Published: Apr 12, 2011 09:30 PM
Modified: Apr 12, 2011 09:53 PM
MORRISVILLE - Today, as hundreds of motorists dash through this crossroads town, enduring a frustrating column of stop-and-go traffic, it's hard to imagine the stampede that took place here exactly 146 years ago.
It began early, west of Raleigh and moved toward Morrisville, not unlike the morning rush hour toward the glass towers of Research Triangle Park.
A column of Union cavalry and troops under Gen. Judson Kilpatrick's command - fresh from capturing Raleigh - chased Southern Gen. Joseph E. Johnston's retreating army along what is now Chapel Hill Road to the small village of Morrisville Station on April 13, 1865.
With fighting all around, a rebel train at the depot attempted to flee with supplies and wounded soldiers. Union artillery shelled the town to halt its departure.
The bloody stain of the Civil War - which began 150 years ago Tuesday, when shots were fired on Fort Sumter in South Carolina - came to the Triangle in the final days of the conflict.
Two days after the Morrisville skirmish, Johnston sent an emissary to deliver a white flag of surrender to the federal forces "in order to stop the further effusion of blood and devastation of property," he wrote.
The negotiated surrender, which occurred April 26, 1865, at Bennett Place outside Durham, was the largest in the war's history.
Historian Ernest Dollar first researched Morrisville's role in the war years ago as a college student. Ever since, he led the charge to memorialize and preserve Morrisville battlefield, one of the most unrecognized Civil War sites in the nation.
"It's a chapter that's long been forgotten," Dollar said, noting common perception that the war ended with Gen. Robert E. Lee's surrender April 9, 1865, at the Appomattox Court House.
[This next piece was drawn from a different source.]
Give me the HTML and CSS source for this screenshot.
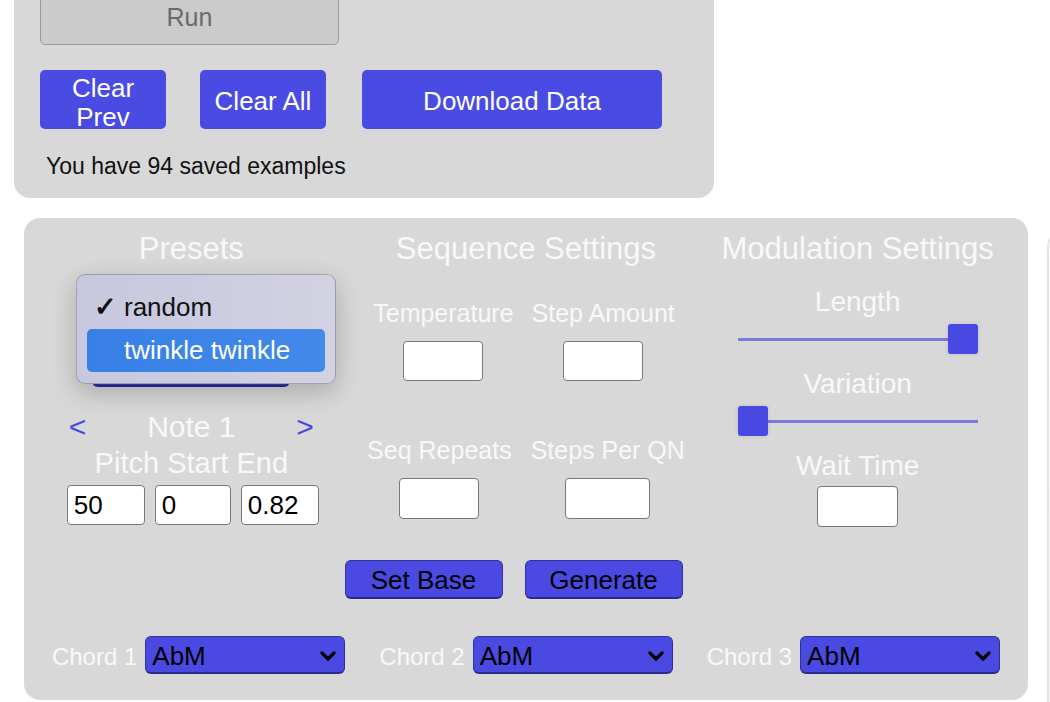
FILE: index.html
```html
<!DOCTYPE html>
<html lang="en">
<head>
<meta charset="utf-8">
<title>Melody Generator</title>
<link rel="stylesheet" href="styles.css">
</head>
<body>
<div class="page">
  <section class="panel top-panel">
    <button class="run-btn">Run</button>
    <div class="action-row">
      <button class="blue-btn clear-prev">Clear Prev</button>
      <button class="blue-btn clear-all">Clear All</button>
      <button class="blue-btn download">Download Data</button>
    </div>
    <p class="saved">You have 94 saved examples</p>
  </section>

  <div class="lower-row">
    <section class="panel settings-panel">
      <div class="columns">
        <div class="col presets">
          <h2 class="col-title">Presets</h2>
          <div class="select-wrap preset-select">
            <select class="blue-select"><option>random</option><option>twinkle twinkle</option></select>
          </div>
          <div class="note-nav">
            <span class="arrow">&lt;</span>
            <span class="note-label">Note 1</span>
            <span class="arrow">&gt;</span>
          </div>
          <div class="pitch-label">Pitch Start End</div>
          <div class="note-inputs">
            <input class="field note-field" type="text" value="50">
            <input class="field note-field mid" type="text" value="0">
            <input class="field note-field" type="text" value="0.82">
          </div>
          <div class="preset-menu">
            <div class="menu-item"><span class="check">&#10003;</span>random</div>
            <div class="menu-item active">twinkle twinkle</div>
          </div>
        </div>

        <div class="col sequence">
          <h2 class="col-title">Sequence Settings</h2>
          <div class="seq-row first">
            <div class="seq-item"><div class="seq-label">Temperature</div><input class="field seq-field" type="text"></div>
            <div class="seq-item"><div class="seq-label">Step Amount</div><input class="field seq-field" type="text"></div>
          </div>
          <div class="seq-row second">
            <div class="seq-item"><div class="seq-label">Seq Repeats</div><input class="field seq-field" type="text"></div>
            <div class="seq-item"><div class="seq-label">Steps Per QN</div><input class="field seq-field wide" type="text"></div>
          </div>
        </div>

        <div class="col modulation">
          <h2 class="col-title">Modulation Settings</h2>
          <div class="mod-label length-label">Length</div>
          <input class="slider" type="range" min="0" max="100" value="100">
          <div class="mod-label">Variation</div>
          <input class="slider" type="range" min="0" max="100" value="0">
          <div class="mod-label">Wait Time</div>
          <input class="field wait-field" type="text">
        </div>
      </div>

      <div class="gen-row">
        <button class="dark-btn">Set Base</button>
        <button class="dark-btn">Generate</button>
      </div>

      <div class="chord-row">
        <div class="chord-group">
          <span class="chord-label">Chord 1</span>
          <div class="select-wrap chord-select">
            <select class="blue-select"><option>AbM</option></select>
            <svg class="chev" viewBox="0 0 16 10" width="16" height="10"><path d="M2 2 L8 8 L14 2" fill="none" stroke="#000" stroke-width="3.2" stroke-linecap="round" stroke-linejoin="round"/></svg>
          </div>
        </div>
        <div class="chord-group">
          <span class="chord-label">Chord 2</span>
          <div class="select-wrap chord-select">
            <select class="blue-select"><option>AbM</option></select>
            <svg class="chev" viewBox="0 0 16 10" width="16" height="10"><path d="M2 2 L8 8 L14 2" fill="none" stroke="#000" stroke-width="3.2" stroke-linecap="round" stroke-linejoin="round"/></svg>
          </div>
        </div>
        <div class="chord-group">
          <span class="chord-label">Chord 3</span>
          <div class="select-wrap chord-select">
            <select class="blue-select"><option>AbM</option></select>
            <svg class="chev" viewBox="0 0 16 10" width="16" height="10"><path d="M2 2 L8 8 L14 2" fill="none" stroke="#000" stroke-width="3.2" stroke-linecap="round" stroke-linejoin="round"/></svg>
          </div>
        </div>
      </div>
    </section>
    <section class="side-panel"></section>
  </div>
</div>
</body>
</html>
```
FILE: styles.css
```css
html, body {
  margin: 0;
  padding: 0;
  background: #ffffff;
  overflow: hidden;
  font-family: "Liberation Sans", Arial, Helvetica, sans-serif;
}

.page {
  width: 1050px;
  height: 702px;
  overflow: hidden;
}

.panel {
  background: #d8d8d8;
  border-radius: 16px;
  box-sizing: border-box;
}

/* ---------- top panel ---------- */
.top-panel {
  width: 700px;
  margin: -30px 0 0 14px;
  padding: 20px 26px 19px 26px;
}

.run-btn {
  display: block;
  width: 299px;
  height: 55px;
  background: #cbcbcb;
  border: 1.5px solid #9c9c9c;
  border-radius: 5px;
  color: #6a6a6a;
  font-family: inherit;
  font-size: 25px;
  padding: 0;
}

.action-row {
  display: flex;
  margin-top: 25px;
}

.blue-btn {
  height: 59px;
  background: #4a4be3;
  border: none;
  border-radius: 5px;
  color: #ffffff;
  font-family: inherit;
  font-size: 26px;
  line-height: 29px;
  padding: 4px 10px 0 10px;
}

.clear-prev { width: 126px; margin-right: 34px; }
.clear-all { width: 126px; margin-right: 36px; }
.download { width: 300px; }

.saved {
  margin: 24px 0 0 6px;
  font-size: 23px;
  line-height: 26px;
  color: #111111;
}

/* ---------- lower row ---------- */
.lower-row {
  display: flex;
  align-items: flex-start;
  margin-top: 20px;
}

.settings-panel {
  flex: 0 0 1004px;
  width: 1004px;
  margin-left: 24px;
  padding: 13px 0 26px 0;
}

.side-panel {
  flex: 0 0 300px;
  height: 520px;
  margin: 12px 0 0 19px;
  border: 2px solid #e4e4e4;
  border-radius: 16px;
  background: linear-gradient(#ffffff, #f6f6f6);
}

.columns {
  display: grid;
  grid-template-columns: 1fr 1fr 1fr;
  align-items: start;
}

.col {
  display: flex;
  flex-direction: column;
  align-items: center;
  position: relative;
}

.col.modulation {
  padding-right: 6px;
}

.col-title {
  margin: 0;
  font-size: 31px;
  line-height: 36px;
  font-weight: normal;
  color: #f8f8f8;
  white-space: nowrap;
}

/* ---------- inputs ---------- */
.field {
  box-sizing: border-box;
  height: 40px;
  background: #ffffff;
  border: 1.5px solid #777777;
  border-radius: 4px;
  font-family: inherit;
  font-size: 26px;
  color: #000000;
  padding: 0 0 0 6px;
  margin: 0;
  outline: none;
}

/* ---------- presets ---------- */
.select-wrap {
  position: relative;
}

.blue-select {
  appearance: none;
  -webkit-appearance: none;
  box-sizing: border-box;
  width: 100%;
  height: 38px;
  margin: 0;
  background: #4a4ae2;
  border: 1px solid #30309a;
  border-bottom: 2px solid #2a2a8c;
  border-radius: 6px;
  font-family: inherit;
  font-size: 26px;
  color: #000000;
  padding: 3px 0 0 6px;
}

.preset-select {
  width: 198px;
  margin-top: 82px;
}

.preset-select .blue-select {
  background: #3a3ac0;
}

.note-nav {
  display: flex;
  justify-content: space-between;
  align-items: center;
  width: 245px;
  margin-top: 23px;
  font-size: 30px;
  line-height: 34px;
}

.arrow {
  color: #4a4ae2;
  font-size: 30px;
}

.note-label {
  color: #f8f8f8;
}

.pitch-label {
  margin-top: 3px;
  font-size: 29px;
  line-height: 32px;
  color: #f8f8f8;
  white-space: nowrap;
}

.note-inputs {
  display: flex;
  gap: 10px;
  margin: 6px 0 0 3px;
}

.note-field { width: 78px; }
.note-field.mid { width: 76px; }

.preset-menu {
  position: absolute;
  left: 52px;
  top: 43px;
  width: 260px;
  box-sizing: border-box;
  padding: 11px 10px;
  background: linear-gradient(90deg, #c7c7df, #d2d2e2);
  border: 1px solid rgba(0, 0, 0, 0.22);
  border-radius: 9px;
  box-shadow: 0 8px 26px rgba(0, 0, 0, 0.22);
}

.menu-item {
  position: relative;
  height: 43px;
  line-height: 43px;
  padding-left: 37px;
  font-size: 26px;
  color: #111111;
  border-radius: 5px;
  white-space: nowrap;
}

.menu-item.active {
  background: linear-gradient(90deg, #3880e6, #4289ea);
  color: #ffffff;
}

.check {
  position: absolute;
  left: 7px;
  top: 0;
  font-size: 27px;
  font-weight: bold;
  color: #111111;
}

/* ---------- sequence ---------- */
.seq-row {
  display: flex;
  gap: 18px;
}

.seq-row.first { margin: 32px 4px 0 0; }
.seq-row.second { margin-top: 55px; gap: 19px; }

.seq-item {
  display: flex;
  flex-direction: column;
  align-items: center;
}

.seq-label {
  font-size: 25px;
  line-height: 28px;
  color: #f8f8f8;
  white-space: nowrap;
}

.seq-field {
  width: 80px;
  margin-top: 14px;
}

.seq-row.second .seq-field { height: 41px; }
.seq-field.wide { width: 85px; }

/* ---------- modulation ---------- */
.mod-label {
  font-size: 28px;
  line-height: 32px;
  color: #f8f8f8;
  margin-top: 14px;
}

.mod-label.length-label { margin-top: 19px; }

.slider {
  -webkit-appearance: none;
  appearance: none;
  width: 240px;
  height: 30px;
  margin: 6px 0 0 0;
  padding: 0;
  background: transparent;
}

.slider::-webkit-slider-runnable-track {
  height: 3px;
  background: #7b7bd5;
  border: none;
}

.slider::-webkit-slider-thumb {
  -webkit-appearance: none;
  width: 30px;
  height: 30px;
  margin-top: -13.5px;
  background: #4848e2;
  border: none;
  border-radius: 3px;
  box-shadow: 0 0 4px rgba(0, 0, 0, 0.12);
}

.wait-field {
  width: 81px;
  height: 41px;
  margin-top: 4px;
}

/* ---------- generate row ---------- */
.gen-row {
  display: flex;
  justify-content: center;
  gap: 22px;
  padding-right: 25px;
  margin-top: 33px;
}

.dark-btn {
  box-sizing: border-box;
  width: 158px;
  height: 39px;
  background: #4a4ae2;
  border: 1px solid #30309a;
  border-bottom: 2px solid #2a2a8c;
  border-radius: 6px;
  font-family: inherit;
  font-size: 26px;
  color: #000000;
  padding: 3px 0 0 0;
}

/* ---------- chord row ---------- */
.chord-row {
  display: flex;
  justify-content: center;
  gap: 34px;
  margin-top: 37px;
}

.chord-group {
  display: flex;
  align-items: center;
}

.chord-label {
  font-size: 24px;
  color: #f8f8f8;
  margin-right: 8px;
  padding-top: 4px;
  white-space: nowrap;
}

.chord-select {
  width: 200px;
}

.chev {
  position: absolute;
  right: 9px;
  top: 15px;
}
```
The remains of Confederate rifle pits are still evident behind Morrisville Town Hall but development now occupies much of the land once contested by the competing armies.
"People always ask me, 'Where's the battlefield?'" Dollar said. "If you're standing in the old part of Morrisville, you're standing on the battlefield."
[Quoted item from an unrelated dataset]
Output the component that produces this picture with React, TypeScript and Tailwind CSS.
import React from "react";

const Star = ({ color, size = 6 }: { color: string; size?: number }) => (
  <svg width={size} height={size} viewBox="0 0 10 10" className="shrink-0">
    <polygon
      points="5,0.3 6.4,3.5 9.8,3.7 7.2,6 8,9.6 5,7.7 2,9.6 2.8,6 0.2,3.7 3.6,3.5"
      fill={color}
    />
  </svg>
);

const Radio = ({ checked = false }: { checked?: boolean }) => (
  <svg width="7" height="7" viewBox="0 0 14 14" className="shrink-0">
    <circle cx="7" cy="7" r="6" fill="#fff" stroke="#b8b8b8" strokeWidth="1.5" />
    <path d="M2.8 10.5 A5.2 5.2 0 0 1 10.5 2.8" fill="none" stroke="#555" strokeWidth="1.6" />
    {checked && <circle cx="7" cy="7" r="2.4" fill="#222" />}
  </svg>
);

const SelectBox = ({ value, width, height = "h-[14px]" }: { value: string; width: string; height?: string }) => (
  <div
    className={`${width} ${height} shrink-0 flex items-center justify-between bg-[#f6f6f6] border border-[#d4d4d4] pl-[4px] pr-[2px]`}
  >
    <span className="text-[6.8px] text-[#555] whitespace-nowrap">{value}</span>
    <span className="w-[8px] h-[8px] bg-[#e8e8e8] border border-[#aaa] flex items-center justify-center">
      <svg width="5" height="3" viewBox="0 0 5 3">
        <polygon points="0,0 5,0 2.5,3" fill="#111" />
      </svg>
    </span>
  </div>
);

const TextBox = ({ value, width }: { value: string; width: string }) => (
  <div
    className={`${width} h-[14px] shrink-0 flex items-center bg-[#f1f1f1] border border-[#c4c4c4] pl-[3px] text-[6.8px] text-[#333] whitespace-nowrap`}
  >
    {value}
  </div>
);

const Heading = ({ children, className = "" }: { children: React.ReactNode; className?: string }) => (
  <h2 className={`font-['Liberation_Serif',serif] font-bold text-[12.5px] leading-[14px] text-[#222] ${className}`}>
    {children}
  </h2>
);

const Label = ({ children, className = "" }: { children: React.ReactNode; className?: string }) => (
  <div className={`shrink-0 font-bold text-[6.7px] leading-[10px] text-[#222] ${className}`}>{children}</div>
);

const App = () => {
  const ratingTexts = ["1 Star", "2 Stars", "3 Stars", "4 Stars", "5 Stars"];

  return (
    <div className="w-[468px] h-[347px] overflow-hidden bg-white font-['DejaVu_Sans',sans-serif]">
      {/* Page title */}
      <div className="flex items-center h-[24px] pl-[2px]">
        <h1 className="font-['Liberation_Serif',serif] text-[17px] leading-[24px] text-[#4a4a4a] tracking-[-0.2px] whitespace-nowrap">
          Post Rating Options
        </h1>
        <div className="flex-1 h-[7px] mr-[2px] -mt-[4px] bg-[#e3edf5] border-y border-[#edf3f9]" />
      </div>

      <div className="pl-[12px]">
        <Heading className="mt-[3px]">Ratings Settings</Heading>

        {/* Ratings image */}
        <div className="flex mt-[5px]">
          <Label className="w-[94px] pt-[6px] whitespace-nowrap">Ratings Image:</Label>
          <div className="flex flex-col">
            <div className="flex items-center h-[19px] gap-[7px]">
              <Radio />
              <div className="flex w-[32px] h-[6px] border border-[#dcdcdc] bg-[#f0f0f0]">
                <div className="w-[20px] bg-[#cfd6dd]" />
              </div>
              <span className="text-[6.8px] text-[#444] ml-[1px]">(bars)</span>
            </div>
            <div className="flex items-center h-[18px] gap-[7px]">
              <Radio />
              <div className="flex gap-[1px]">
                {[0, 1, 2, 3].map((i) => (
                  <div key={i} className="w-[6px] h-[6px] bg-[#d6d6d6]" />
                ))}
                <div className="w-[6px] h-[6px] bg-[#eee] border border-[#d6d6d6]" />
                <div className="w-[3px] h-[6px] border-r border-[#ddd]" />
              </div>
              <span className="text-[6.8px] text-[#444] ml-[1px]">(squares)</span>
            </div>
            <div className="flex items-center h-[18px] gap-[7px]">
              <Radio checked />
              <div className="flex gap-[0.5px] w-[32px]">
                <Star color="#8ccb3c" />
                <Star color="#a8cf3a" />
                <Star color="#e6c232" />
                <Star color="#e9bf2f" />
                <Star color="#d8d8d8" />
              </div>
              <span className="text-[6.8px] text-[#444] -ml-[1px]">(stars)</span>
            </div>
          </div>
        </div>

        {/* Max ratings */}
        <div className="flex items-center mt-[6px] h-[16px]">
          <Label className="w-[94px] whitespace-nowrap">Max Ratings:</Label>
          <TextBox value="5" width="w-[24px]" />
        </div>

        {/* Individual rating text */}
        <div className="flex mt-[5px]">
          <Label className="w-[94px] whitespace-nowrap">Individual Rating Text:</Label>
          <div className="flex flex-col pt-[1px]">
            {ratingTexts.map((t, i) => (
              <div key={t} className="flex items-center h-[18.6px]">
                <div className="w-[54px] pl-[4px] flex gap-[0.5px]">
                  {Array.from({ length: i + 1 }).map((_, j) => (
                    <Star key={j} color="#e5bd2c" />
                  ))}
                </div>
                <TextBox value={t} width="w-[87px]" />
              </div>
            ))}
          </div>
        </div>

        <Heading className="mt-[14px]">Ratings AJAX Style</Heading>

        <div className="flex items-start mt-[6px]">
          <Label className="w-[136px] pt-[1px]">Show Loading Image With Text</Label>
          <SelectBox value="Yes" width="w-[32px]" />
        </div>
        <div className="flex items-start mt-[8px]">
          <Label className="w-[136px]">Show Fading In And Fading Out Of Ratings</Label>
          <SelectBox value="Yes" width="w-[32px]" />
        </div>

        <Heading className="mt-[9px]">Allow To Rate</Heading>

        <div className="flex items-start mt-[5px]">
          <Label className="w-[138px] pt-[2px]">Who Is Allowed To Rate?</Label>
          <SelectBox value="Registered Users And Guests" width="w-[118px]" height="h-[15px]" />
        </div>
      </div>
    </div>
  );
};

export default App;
The town is intent on making sure its history is not forgotten.
Morrisville recently hired Dollar to produce two documentaries about the town's past and its place in the Civil War as part of a history center planned for Town Hall.
"It's an important community function because we've grown so much in the last decade ... and we are trying to help the new residents get connected to this place," said Ben Hitchings, the town's planning director.
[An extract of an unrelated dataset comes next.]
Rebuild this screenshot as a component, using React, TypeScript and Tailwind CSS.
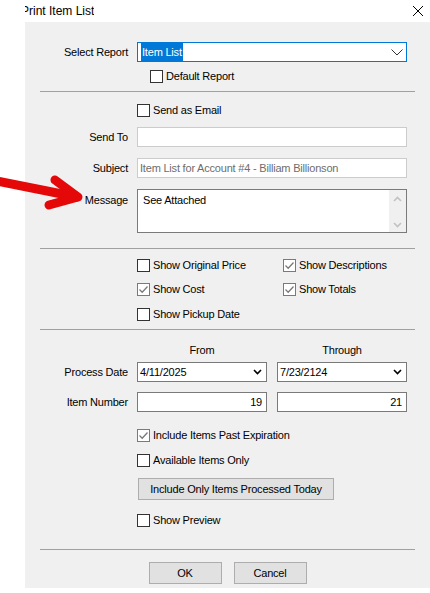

The town also is now listed on the Civil War Trails map, which Dollar suggested could bring more tourists to the area.
"As a historian, no one has really turned over the rocks," said Dollar, a Durham native and the director of the Preservation Society of Chapel Hill. "When I pick up these rocks, I find all these pieces of Morrisville history that we didn't know about."
Morrisville will recognize its past in a June event that commemorates the month in 1861 when the men of Morrisville mustered in the yard of the Williamson Page house before leaving to fight in the war.
The unit was called the "North Carolina Grays" and later referred to as the "Cedar Fork Rifles."
The town plans to debut the documentaries and host a Civil War reenactment to celebrate the opening the history center.
Noting the anniversary, Dollar said, "What better time to push this effort?"